The two basic methods are direct contact and indirect contact. In direct contact, the beans are immersed for hours in a chemical solvent that extracts the caffeine. The solvent is then removed and cleansed of caffeine by evaporation or one of several other methods. Solvent residue is removed from the beans by re-steaming them.

In indirect contact, the beans are immersed in what’s basically a batch of already-decaffeinated coffee—hot water and coffee oils and flavors. This solution draws the caffeine out of the beans, but doesn’t suck out the beans’ oils and flavors because it’s already saturated with them. The solution then enters a chamber where solvents remove only the caffeine. The again-decaffeinated water is then recycled through the system.

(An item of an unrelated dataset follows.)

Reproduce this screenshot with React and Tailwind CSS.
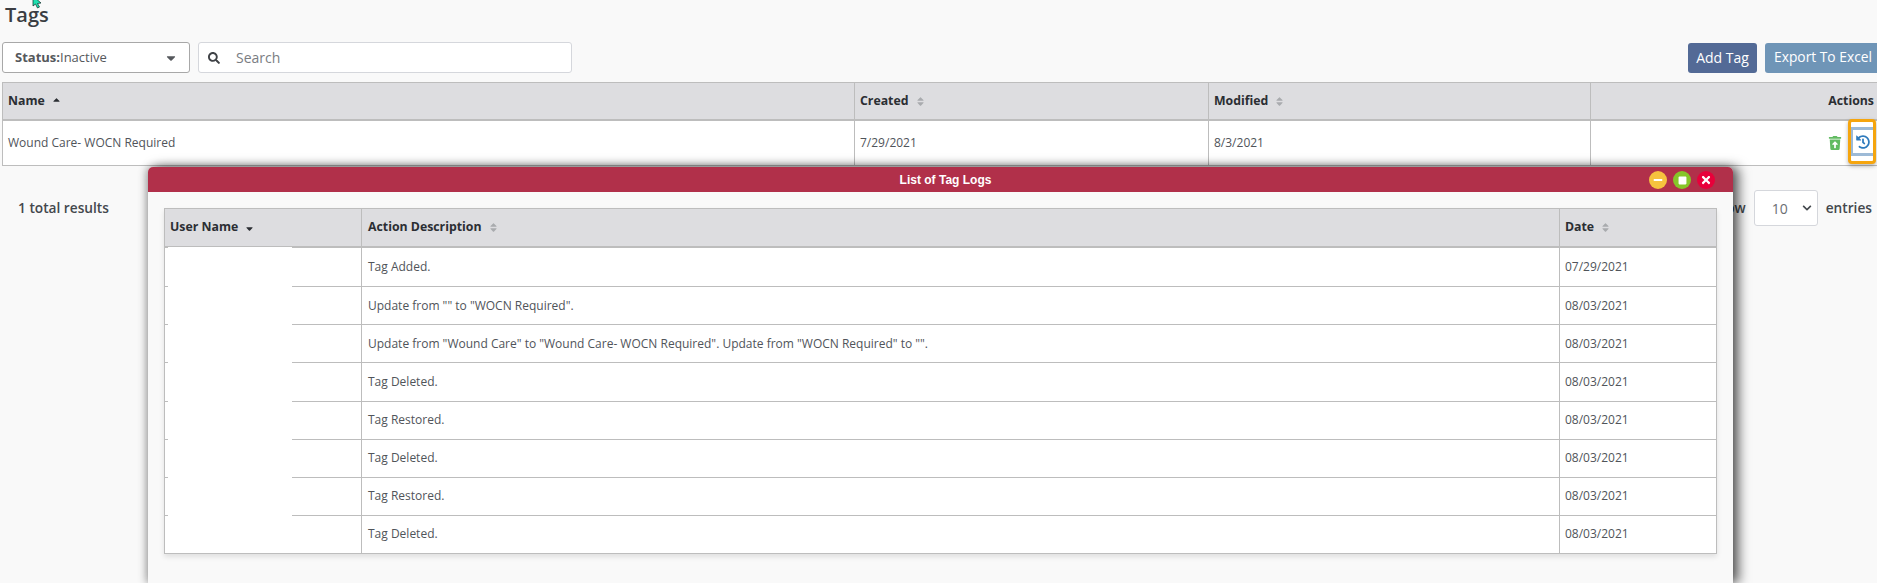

The most common solvents are ethyl acetate (found naturally in fruits), methlyene chloride (less popular since a 1985 study identified it as a carcinogen) and triglycerides, which are alcohol compounds that occur naturally in coffee grounds. The best is highly pressurized carbon dioxide, an expensive direct-contact solvent used mostly by specialty coffee companies.

The fames Swiss Water method was so named because a Swiss company originally patented it. It’s just an indirect contact method that uses a specially treated charcoal filter rather than a chemical solvent. It’s the least-effective method. (Direct contact methods usually remove more caffeine and preserve more flavor.)

The methods used to today vary from company to company. Folgers uses direct-contact ethyl acetate; Maxwell House uses an unspecified indirect-contact method.

Whatever the method, there’s almost always some caffeine left behind. In the US, coffee must be 97 percent caffeine-free to be labeled as such. Caffeine-free sodas may also contain trace amounts of caffeine if they use natural ingredients containing the substance.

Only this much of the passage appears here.